◆ **RECORDS SHOWN**

— Start —

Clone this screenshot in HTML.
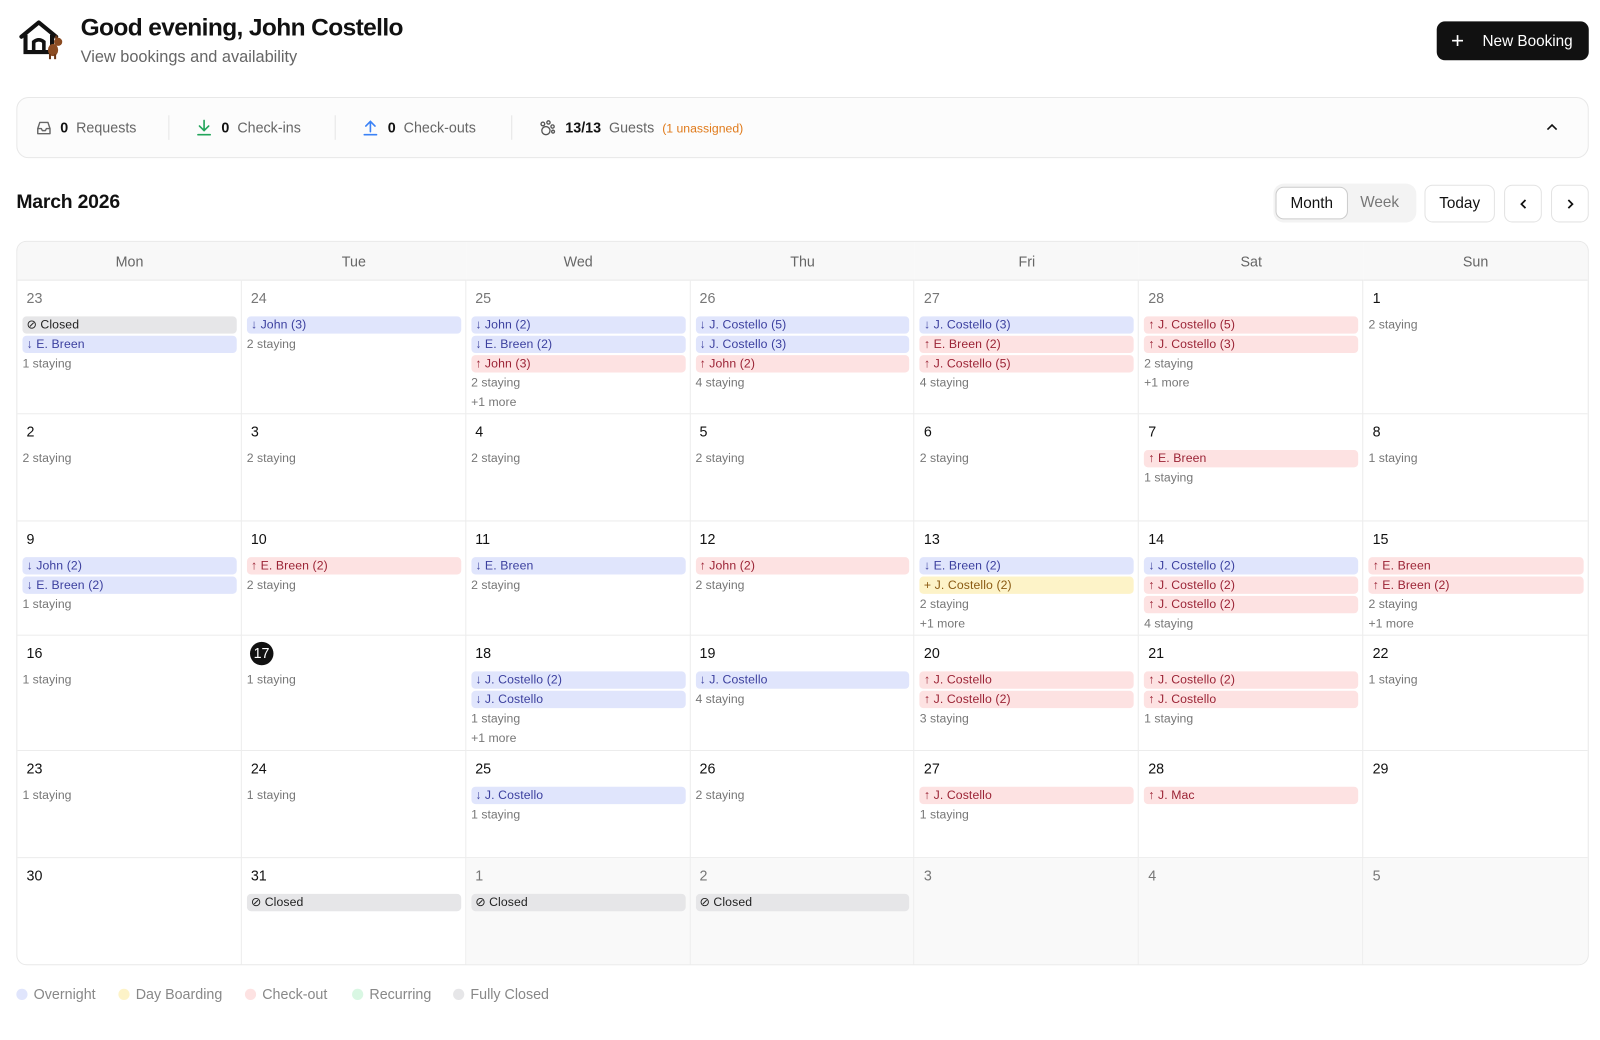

— End —
— Start —

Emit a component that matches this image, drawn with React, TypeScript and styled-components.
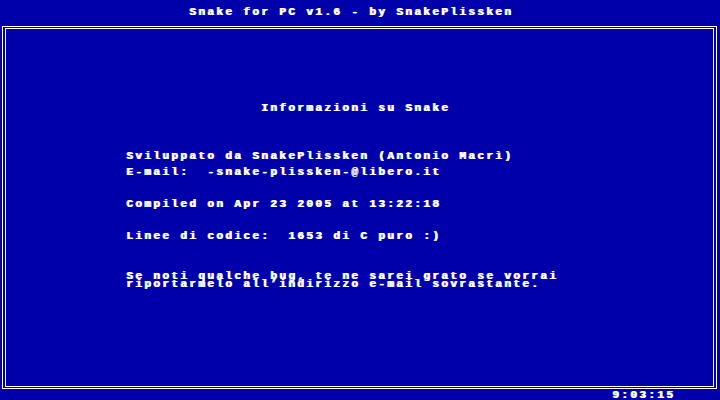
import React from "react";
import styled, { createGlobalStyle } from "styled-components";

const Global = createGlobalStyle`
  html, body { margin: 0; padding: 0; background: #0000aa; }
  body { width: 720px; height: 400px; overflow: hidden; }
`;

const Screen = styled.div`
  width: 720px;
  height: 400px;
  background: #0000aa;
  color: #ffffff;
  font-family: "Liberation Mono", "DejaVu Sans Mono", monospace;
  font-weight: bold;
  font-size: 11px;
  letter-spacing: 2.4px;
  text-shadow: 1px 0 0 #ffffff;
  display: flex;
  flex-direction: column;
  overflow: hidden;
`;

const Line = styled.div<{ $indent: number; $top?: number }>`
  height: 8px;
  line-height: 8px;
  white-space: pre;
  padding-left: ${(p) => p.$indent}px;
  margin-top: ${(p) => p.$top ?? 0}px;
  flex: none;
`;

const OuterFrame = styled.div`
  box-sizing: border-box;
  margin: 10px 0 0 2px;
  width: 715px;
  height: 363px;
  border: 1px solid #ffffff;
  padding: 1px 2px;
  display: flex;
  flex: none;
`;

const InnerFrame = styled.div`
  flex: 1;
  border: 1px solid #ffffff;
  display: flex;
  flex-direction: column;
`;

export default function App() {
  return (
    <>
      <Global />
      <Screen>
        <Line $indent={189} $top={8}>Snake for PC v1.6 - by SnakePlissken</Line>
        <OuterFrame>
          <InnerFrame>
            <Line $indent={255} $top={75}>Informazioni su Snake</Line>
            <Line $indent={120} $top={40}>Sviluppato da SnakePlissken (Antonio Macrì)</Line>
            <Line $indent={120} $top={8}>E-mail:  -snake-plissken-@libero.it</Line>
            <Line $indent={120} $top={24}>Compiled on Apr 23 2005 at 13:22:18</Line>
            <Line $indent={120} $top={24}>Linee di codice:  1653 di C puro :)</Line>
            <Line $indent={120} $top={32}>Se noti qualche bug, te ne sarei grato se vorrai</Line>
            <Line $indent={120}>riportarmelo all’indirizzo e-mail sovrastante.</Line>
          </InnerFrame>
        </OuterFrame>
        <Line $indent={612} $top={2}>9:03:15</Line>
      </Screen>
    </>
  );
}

— End —

◆ **TASK GOAL**
Check each line above for "React" and return the ones that have it.

◆ **RESPONSE FOR THIS EXERCISE**
Emit a component that matches this image, drawn with React, TypeScript and styled-components.
import React from "react";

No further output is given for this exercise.